## Your objective
Every line holding the string "styles" should be gathered.

## Source material
>>>>
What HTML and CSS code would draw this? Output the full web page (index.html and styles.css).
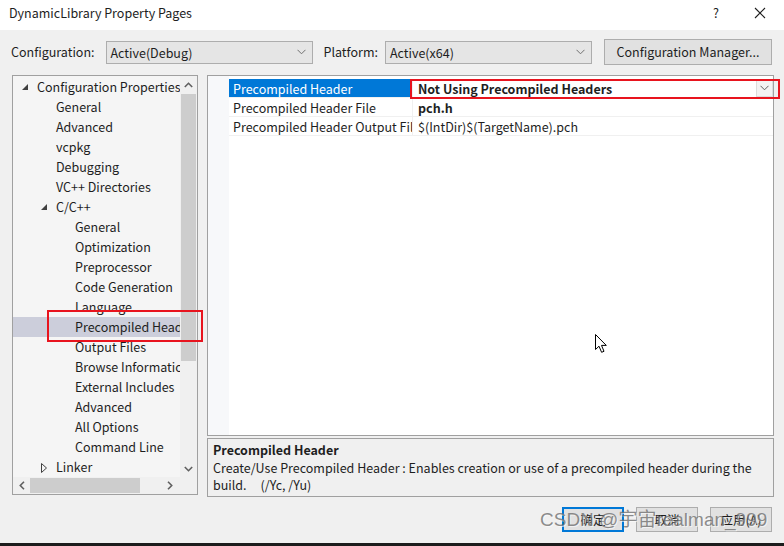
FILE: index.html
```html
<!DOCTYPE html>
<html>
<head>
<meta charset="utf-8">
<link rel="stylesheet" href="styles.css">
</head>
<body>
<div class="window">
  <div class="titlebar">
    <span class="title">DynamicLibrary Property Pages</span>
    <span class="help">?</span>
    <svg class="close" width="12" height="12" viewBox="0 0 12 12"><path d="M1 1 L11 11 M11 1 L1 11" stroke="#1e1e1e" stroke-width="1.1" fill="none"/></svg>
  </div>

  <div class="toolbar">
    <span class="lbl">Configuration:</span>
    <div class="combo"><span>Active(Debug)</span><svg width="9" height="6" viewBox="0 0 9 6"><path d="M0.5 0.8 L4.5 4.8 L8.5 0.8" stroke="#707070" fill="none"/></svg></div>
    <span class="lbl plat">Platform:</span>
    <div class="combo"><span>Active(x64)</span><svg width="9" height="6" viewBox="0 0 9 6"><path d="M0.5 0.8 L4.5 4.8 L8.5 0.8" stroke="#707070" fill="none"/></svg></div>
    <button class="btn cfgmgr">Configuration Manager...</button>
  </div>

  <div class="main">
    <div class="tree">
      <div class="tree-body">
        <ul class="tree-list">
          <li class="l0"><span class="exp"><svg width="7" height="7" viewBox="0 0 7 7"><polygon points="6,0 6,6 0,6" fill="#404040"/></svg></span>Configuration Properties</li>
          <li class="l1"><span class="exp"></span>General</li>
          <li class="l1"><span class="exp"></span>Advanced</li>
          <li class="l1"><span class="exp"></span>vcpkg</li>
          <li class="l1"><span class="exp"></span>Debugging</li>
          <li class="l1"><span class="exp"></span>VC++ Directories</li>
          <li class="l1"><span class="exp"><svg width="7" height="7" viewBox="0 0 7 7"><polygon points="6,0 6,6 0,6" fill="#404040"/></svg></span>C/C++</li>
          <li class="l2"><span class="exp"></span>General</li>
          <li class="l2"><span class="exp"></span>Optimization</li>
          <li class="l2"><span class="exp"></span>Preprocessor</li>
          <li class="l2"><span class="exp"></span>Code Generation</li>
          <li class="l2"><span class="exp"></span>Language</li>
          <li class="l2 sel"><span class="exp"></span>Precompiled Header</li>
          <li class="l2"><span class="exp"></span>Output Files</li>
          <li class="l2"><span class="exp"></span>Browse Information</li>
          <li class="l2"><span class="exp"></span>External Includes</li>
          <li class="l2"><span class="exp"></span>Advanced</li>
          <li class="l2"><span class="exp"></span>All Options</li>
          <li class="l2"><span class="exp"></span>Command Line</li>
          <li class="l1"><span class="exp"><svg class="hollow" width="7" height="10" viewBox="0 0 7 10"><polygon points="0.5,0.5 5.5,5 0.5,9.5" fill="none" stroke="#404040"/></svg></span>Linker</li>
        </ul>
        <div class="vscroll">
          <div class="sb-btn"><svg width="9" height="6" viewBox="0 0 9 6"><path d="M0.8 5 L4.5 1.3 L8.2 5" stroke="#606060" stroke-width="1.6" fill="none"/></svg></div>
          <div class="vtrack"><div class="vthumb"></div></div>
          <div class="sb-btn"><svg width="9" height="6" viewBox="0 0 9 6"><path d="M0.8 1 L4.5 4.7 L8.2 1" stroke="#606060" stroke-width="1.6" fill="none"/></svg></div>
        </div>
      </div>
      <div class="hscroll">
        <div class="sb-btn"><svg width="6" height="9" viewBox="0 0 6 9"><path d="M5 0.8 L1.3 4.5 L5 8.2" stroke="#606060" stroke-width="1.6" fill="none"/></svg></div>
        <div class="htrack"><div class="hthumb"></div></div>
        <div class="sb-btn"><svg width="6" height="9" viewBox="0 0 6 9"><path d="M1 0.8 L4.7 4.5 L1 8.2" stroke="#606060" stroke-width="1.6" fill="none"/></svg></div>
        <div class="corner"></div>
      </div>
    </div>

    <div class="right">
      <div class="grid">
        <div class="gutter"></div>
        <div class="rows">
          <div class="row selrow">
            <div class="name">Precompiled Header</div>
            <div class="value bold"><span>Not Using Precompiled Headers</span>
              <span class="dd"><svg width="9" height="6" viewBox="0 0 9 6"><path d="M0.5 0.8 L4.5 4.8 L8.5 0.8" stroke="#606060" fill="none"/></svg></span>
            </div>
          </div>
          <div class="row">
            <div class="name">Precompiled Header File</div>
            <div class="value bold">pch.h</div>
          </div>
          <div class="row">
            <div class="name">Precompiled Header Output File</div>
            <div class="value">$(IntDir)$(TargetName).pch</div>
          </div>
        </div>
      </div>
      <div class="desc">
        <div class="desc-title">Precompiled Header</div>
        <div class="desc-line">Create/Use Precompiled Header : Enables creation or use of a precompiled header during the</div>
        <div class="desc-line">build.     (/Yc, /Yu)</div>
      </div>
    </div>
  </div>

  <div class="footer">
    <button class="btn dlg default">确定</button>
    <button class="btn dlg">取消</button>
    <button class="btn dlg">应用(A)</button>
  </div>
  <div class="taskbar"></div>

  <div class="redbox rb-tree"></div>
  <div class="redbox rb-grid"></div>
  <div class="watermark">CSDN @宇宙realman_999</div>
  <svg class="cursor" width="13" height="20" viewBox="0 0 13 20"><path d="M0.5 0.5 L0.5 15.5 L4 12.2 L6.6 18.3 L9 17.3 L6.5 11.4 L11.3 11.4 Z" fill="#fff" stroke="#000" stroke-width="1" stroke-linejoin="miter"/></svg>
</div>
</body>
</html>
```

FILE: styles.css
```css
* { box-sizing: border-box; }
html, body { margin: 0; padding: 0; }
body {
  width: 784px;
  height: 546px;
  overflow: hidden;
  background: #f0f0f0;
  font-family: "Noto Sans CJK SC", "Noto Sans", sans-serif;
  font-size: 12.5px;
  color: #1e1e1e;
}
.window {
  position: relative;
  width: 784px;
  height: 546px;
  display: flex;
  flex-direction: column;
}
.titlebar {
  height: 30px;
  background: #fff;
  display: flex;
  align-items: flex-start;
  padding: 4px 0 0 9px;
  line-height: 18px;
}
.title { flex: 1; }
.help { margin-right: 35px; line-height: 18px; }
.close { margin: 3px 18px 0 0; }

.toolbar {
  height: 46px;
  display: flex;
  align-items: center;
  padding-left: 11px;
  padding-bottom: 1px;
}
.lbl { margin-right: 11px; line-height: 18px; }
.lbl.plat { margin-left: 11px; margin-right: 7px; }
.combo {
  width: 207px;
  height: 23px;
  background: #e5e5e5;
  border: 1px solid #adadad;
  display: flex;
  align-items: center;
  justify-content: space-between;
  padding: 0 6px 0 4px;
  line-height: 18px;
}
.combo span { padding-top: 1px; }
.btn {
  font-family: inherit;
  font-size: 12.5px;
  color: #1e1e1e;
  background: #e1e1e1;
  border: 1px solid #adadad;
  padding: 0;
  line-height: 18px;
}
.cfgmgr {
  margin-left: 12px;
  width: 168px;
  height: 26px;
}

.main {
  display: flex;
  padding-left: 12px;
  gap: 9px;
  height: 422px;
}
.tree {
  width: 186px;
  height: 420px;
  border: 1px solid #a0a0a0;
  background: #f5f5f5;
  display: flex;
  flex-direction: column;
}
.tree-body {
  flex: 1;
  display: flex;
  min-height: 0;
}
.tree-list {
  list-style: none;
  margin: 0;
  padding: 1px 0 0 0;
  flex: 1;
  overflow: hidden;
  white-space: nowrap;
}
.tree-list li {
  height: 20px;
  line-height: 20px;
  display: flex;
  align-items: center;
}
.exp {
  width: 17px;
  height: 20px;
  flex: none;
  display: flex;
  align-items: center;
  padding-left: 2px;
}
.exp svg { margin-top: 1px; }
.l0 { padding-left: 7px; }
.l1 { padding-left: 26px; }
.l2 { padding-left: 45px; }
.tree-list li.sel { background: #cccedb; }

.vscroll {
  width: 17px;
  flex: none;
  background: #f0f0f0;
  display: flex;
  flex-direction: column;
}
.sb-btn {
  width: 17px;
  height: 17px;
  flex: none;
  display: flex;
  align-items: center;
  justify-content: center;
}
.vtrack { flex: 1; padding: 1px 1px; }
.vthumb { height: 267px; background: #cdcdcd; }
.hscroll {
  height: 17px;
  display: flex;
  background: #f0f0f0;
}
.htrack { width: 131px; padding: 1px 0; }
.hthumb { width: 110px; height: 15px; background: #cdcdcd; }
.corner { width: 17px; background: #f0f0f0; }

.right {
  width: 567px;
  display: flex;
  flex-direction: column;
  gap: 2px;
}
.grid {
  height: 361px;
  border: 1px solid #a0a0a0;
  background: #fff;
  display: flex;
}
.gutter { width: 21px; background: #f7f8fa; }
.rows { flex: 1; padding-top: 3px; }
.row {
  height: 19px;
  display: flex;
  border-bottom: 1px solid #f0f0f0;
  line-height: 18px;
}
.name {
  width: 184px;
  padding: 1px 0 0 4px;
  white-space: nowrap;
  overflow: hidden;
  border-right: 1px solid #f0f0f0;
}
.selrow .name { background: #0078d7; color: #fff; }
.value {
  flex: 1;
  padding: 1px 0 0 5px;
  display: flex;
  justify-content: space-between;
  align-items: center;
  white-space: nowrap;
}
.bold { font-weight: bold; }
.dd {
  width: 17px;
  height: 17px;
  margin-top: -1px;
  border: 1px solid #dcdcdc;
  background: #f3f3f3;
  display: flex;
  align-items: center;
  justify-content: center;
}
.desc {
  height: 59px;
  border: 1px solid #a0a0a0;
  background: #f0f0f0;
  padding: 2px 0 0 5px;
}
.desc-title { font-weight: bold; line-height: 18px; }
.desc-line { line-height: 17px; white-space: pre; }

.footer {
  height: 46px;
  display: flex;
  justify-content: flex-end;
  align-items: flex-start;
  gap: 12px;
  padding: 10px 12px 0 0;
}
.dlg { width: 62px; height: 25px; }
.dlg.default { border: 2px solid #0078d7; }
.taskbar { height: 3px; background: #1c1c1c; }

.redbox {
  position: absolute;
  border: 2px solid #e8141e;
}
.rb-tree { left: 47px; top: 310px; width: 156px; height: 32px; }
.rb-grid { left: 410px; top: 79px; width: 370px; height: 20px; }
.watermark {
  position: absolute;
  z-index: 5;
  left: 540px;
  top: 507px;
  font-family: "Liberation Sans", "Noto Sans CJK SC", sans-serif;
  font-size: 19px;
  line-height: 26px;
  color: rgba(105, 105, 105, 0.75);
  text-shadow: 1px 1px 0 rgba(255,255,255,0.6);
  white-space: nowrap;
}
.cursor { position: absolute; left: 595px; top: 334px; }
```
<<<<
## Task output
What HTML and CSS code would draw this? Output the full web page (index.html and styles.css).
<link rel="stylesheet" href="styles.css">
FILE: styles.css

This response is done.